Definitely. Should we move on to the last one?
So I think you briefly touched upon this during the lunch too. Like
how at Yale, for example, there were tons of clubs and other
extracurricular opportunities. So how did you historically manage your
time and organize your schedule for everything you did.
That’s a good question. And I said this at the lunch. It’s super
important to maintain balance in your life. And that balance doesn’t
have to be over the course of a day. There will be days that are more
work heavy and days that are less work heavy. But when you look at
your life over weeks and months, you have to be happy with the balance
that you’re striking. For me, it helps to have a goal.

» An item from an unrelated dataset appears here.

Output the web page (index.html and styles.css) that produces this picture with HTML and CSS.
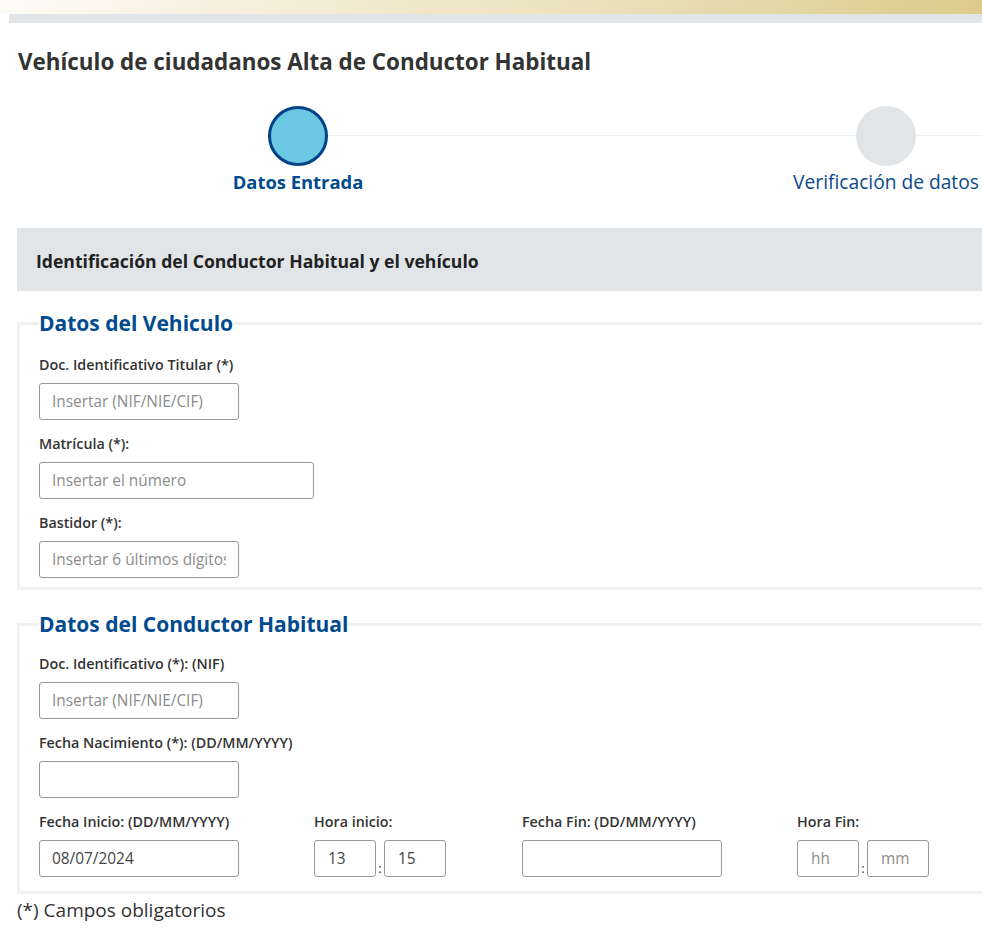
FILE: index.html
```html
<!DOCTYPE html>
<html lang="es">
<head>
<meta charset="utf-8">
<title>Alta de Conductor Habitual</title>
<link rel="stylesheet" href="styles.css">
</head>
<body>
<div class="topbar"></div>
<div class="subbar"></div>
<main class="page">
  <h1 class="title">Vehículo de ciudadanos Alta de Conductor Habitual</h1>

  <ol class="stepper">
    <li class="step step-active">
      <span class="step-dot"></span>
      <span class="step-label">Datos Entrada</span>
    </li>
    <li class="step">
      <span class="step-dot"></span>
      <span class="step-label">Verificación de datos</span>
    </li>
  </ol>

  <div class="section-head">Identificación del Conductor Habitual y el vehículo</div>

  <fieldset class="group group-first">
    <legend class="group-title">Datos del Vehiculo</legend>
    <div class="field">
      <label class="field-label" for="doc">Doc. Identificativo Titular (*)</label>
      <input class="input input-s" id="doc" type="text" placeholder="Insertar (NIF/NIE/CIF)">
    </div>
    <div class="field">
      <label class="field-label" for="mat">Matrícula (*):</label>
      <input class="input input-m" id="mat" type="text" placeholder="Insertar el número">
    </div>
    <div class="field">
      <label class="field-label" for="bas">Bastidor (*):</label>
      <input class="input input-s" id="bas" type="text" placeholder="Insertar 6 últimos dígitos">
    </div>
  </fieldset>

  <fieldset class="group group-second">
    <legend class="group-title">Datos del Conductor Habitual</legend>
    <div class="field">
      <label class="field-label" for="doc2">Doc. Identificativo (*): (NIF)</label>
      <input class="input input-s" id="doc2" type="text" placeholder="Insertar (NIF/NIE/CIF)">
    </div>
    <div class="field">
      <label class="field-label" for="nac">Fecha Nacimiento (*): (DD/MM/YYYY)</label>
      <input class="input input-s" id="nac" type="text">
    </div>
    <div class="field-row">
      <div class="field">
        <label class="field-label" for="fini">Fecha Inicio: (DD/MM/YYYY)</label>
        <input class="input input-s" id="fini" type="text" value="08/07/2024">
      </div>
      <div class="field">
        <label class="field-label" for="hini">Hora inicio:</label>
        <div class="time">
          <input class="input input-t" id="hini" type="text" value="13">
          <span class="time-sep">:</span>
          <input class="input input-t" type="text" value="15">
        </div>
      </div>
      <div class="field">
        <label class="field-label" for="ffin">Fecha Fin: (DD/MM/YYYY)</label>
        <input class="input input-s" id="ffin" type="text">
      </div>
      <div class="field">
        <label class="field-label" for="hfin">Hora Fin:</label>
        <div class="time">
          <input class="input input-t" id="hfin" type="text" placeholder="hh">
          <span class="time-sep">:</span>
          <input class="input input-t" type="text" placeholder="mm">
        </div>
      </div>
    </div>
  </fieldset>

  <p class="note">(*) Campos obligatorios</p>
</main>
</body>
</html>
```

FILE: styles.css
```css
html, body {
  margin: 0;
  padding: 0;
  overflow: hidden;
  background: #ffffff;
}
body {
  font-family: "Open Sans", "Noto Sans", "Liberation Sans", sans-serif;
  color: #333333;
  width: 982px;
}
.topbar {
  height: 14px;
  background: linear-gradient(90deg, #fefcf7 0%, #f4ecd6 30%, #ebe1bc 60%, #dccb8c 100%);
}
.subbar {
  height: 9px;
  margin-left: 9px;
  background: #e1e5e8;
}
.page {
  margin-left: 17px;
  width: 1200px;
}
.title {
  margin: 23px 0 0 1px;
  font-size: 22.4px;
  line-height: 32px;
  font-weight: 700;
  color: #333333;
}
.stepper {
  list-style: none;
  margin: 28px 0 0 -13px;
  padding: 0;
  display: flex;
}
.step {
  position: relative;
  width: 588px;
  flex: none;
  display: flex;
  flex-direction: column;
  align-items: center;
}
.step::after {
  content: "";
  position: absolute;
  left: 50%;
  width: 100%;
  top: 29px;
  height: 1px;
  background: #f0f0f0;
  z-index: 0;
}
.step-dot {
  position: relative;
  z-index: 1;
  box-sizing: border-box;
  width: 60px;
  height: 60px;
  border-radius: 50%;
  background: #e1e5e8;
}
.step-active .step-dot {
  background: #6bc7e4;
  border: 3px solid #004487;
}
.step-label {
  margin-top: 3px;
  font-size: 19.2px;
  line-height: 26px;
  color: #0b4a8b;
  white-space: nowrap;
}
.step-active .step-label {
  font-size: 18.4px;
  font-weight: 700;
  color: #004a8f;
}
.section-head {
  margin-top: 33px;
  height: 63px;
  box-sizing: border-box;
  padding: 21px 0 0 19px;
  background: #e1e5e8;
  font-size: 17.6px;
  line-height: 24px;
  font-weight: 700;
  color: #222222;
}
.group {
  margin: 17px 0 0 0;
  border: 3px solid #f1f1f1;
  padding: 16px 19px 9px 19px;
  min-width: 0;
}
.group-second {
  margin-top: 19px;
  padding-top: 14px;
  padding-bottom: 14px;
}
.group-title {
  padding: 0;
  font-size: 21px;
  line-height: 30px;
  font-weight: 700;
  color: #004a8f;
}
.field {
  display: flex;
  flex-direction: column;
  align-items: flex-start;
}
.field + .field {
  margin-top: 13px;
}
.field-label {
  font-size: 14.3px;
  line-height: 22px;
  font-weight: 600;
  color: #333333;
  margin-bottom: 7px;
}
.input {
  box-sizing: border-box;
  height: 37px;
  border: 1px solid #979797;
  border-radius: 3px;
  padding: 0 12px;
  font-family: inherit;
  font-size: 15.4px;
  color: #444444;
  background: #ffffff;
  outline: none;
}
.input::placeholder {
  color: #8c8c8c;
}
.input-s { width: 200px; }
.input-m { width: 275px; }
.input-t { width: 62px; padding: 0 13px; }
.field-row {
  margin-top: 13px;
  display: grid;
  grid-template-columns: 275px 208px 275px auto;
}
.field-row .field + .field {
  margin-top: 0;
}
.time {
  display: flex;
  align-items: flex-end;
}
.time-sep {
  width: 8px;
  text-align: center;
  font-size: 13px;
  line-height: 18px;
  color: #333333;
}
.note {
  margin: 3px 0 0 0;
  font-size: 19px;
  line-height: 26px;
  color: #333333;
}
```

For example, exercise for me is really important, so I usually pick
some sort of exercise goal. Like two years ago, I ran the Pittsburgh
marathon. And that took a lot of time to train. I ran it very slowly,
but I finished it. It took a lot of time to train but it was a goal
that I could work toward. I made commitments to myself, and I put
workouts on my calendar the same way I put meetings on my calendar and
block that time off. And those became part of my job. Part of my job
was to run this marathon just as part of my job was to get a faculty
job. So the way that I usually end up finding time for myself is by
committing to a particular goal and then treating it like any other
meeting or commitment that I’ve made.
It’s also important to find things that are fun for you. So
extracurriculars or whatever shouldn’t be boring. I really enjoy
swimming. I swam in high school. So a few years ago, I picked up
triathlon because that was another – like it was a way for me to
interact with people to go on group bike rides, to keep swimming, to
do running which was really good for me. It crossed off a lot of
things on my list as once.
Nice! I guess this is a more specific question. How was your undergrad
experience? What other kind of extracurricular activities besides
exercise did you do besides research?
Good question.I played the cello. I played the cello all throughout
high school and even college in orchestras. And that was something
that was really important to me to grow up with this connection to
music. I love board games, too, so for me a great night is having a
bunch of friends over and playing whatever the most recent board game
College was a little more organized, so my extracurriculars were kind
of like related to clubs. Gosh. It was so long ago. What clubs did I
do? I honestly can’t even remember. I’m sure there were lots of them.
But these days honestly my extracurriculars are things like going
hiking. I joined Venture Outdoors which is a Pittsburgh based
nonprofit that takes people outside and they run multiple events a
week of hikes or kayaking or outdoor adventures. And so, I’ve gone on
a bunch of activities with them too. I like being outside. I love
eating. I love exploring Pittsburgh through the food which is very
really fun to do. This is a good city for it. Yeah. And I love kind of
curling up with a good book sometimes too. I still read for fun a lot.
Yeah. And I guess for each of those activities do you do the same
thing where you like block out a time?
Some I do. Things like Venture Outdoors are nice because they have
specific events that happen at specific times. So you can go to that
event and you kind of commit to it. Others I kind of do to fill in my
time. But I definitely block off time on the weekend that I commit to
not working. Like on the weekend I say I’m going to work this many
hours and then I’m going to spend the rest of my time guilt free
reading this novel. And I allow myself to do that because I recognize
that that recovery time – like in exercise recovery time is just as
important as training time.
That makes sense. Thank you so much for your time!